Forging a New Link

National purchasing agreements between manufacturers and home builders won't necessarily remove dealers from the supply chain, but they will force you to change the way you do business.

8 MIN READ

Aligning the Chain

In this model of national accounts, there’s a lot of talk from every player about supply chain alignment. What it means, simply, is matching a “national” builder’s hierarchy of regional divisions and local community offices with the manufacturer’s distribution network serving the markets in which both companies operate. “Typically, manufacturers approach us [about a national agreement] and we see if there’s an existing relationship somewhere in the company,” says Justus. “Or they’ll tell us who their [supply chain] partners are in our markets, and we see where there’s a match.”

Similarly, when Pulte Homes approached Clopay as a potential partner, the manufacturer found many of its residential-focused dealer-installers were already serving the builder’s divisions in some markets. That helped clinch the deal.

But manufacturers and builders see the local dealers in these national agreements as being more than just names in a Rolodex. Lynch takes pains to introduce Pulte’s local reps to the dealers Clopay knows in that territory. Clopay also has a corporate-level national accounts staff that communicates and gathers feedback from its dealer-installer network to continually refine the program, including better marketing support and product changes that improve installation, performance, and reliability.

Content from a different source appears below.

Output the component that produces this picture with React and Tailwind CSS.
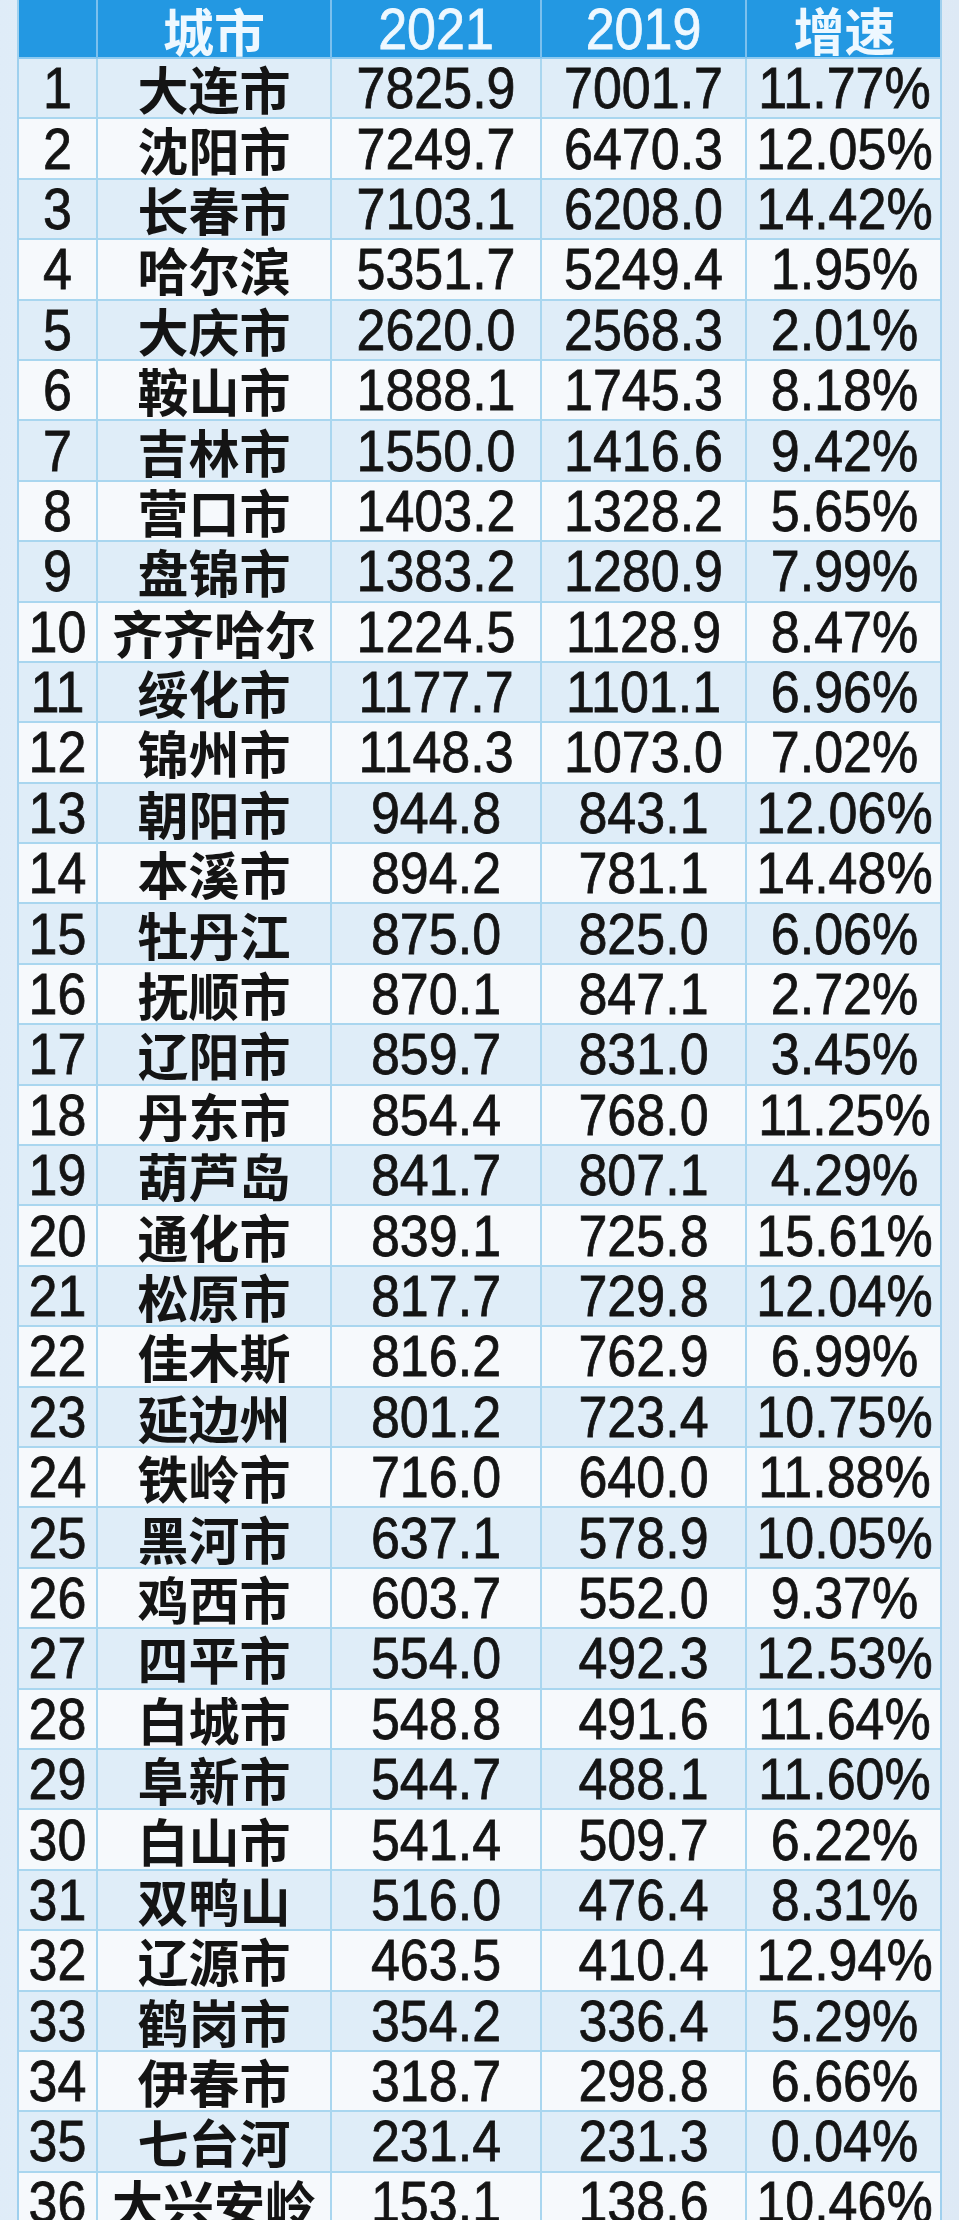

Builders apply the same tactic. “We don’t leave our partners,” says Justus. He gives manufacturers contact lists detailing whom to call at each division or local office, as well as any history they’ve had with the products or brands. He also tells his divisions to expect a call from the supplier’s reps while the supplier informs its dealer network about the contract and its particulars. “The goal is to get all the partners in that channel actively managing the channel to deliver the greatest value.”

Let’s Talk

This new era of shared information is all part of streamlining a historically costly and accuracy-challenged supply chain. Rather than blame individual links for creating waste, the new wisdom appears to be that each link has value—even if each also has some work to do to make its role more efficient and accurate.

“If you look at the supply chain rationally, it makes sense to have specialists at each link,” says Paul Hylbert, president and CEO of Lanoga Corp., a $2.5 billion dealer that manages 350-plus locations from its Redmond, Wash., headquarters. “In an ideal situation, we’re in partnership [with manufacturers and builders] to identify the needs of each local market and create an efficient supply channel to serve those needs.”

Those efficiencies include centralized purchasing standards (if not precise pricing structures) that manufacturers and big builders have been creating within their operations. Those changes in turn will place new demands on dealers. For instance, Owens Corning used to have individual building product divisions selling windows, roofing, siding, Cultured Stone, and insulation. Now the Toledo, Ohio–based company has reorganized itself to target certain “impact” builders via a corporate-level national accounts staff that works closely with local dealers.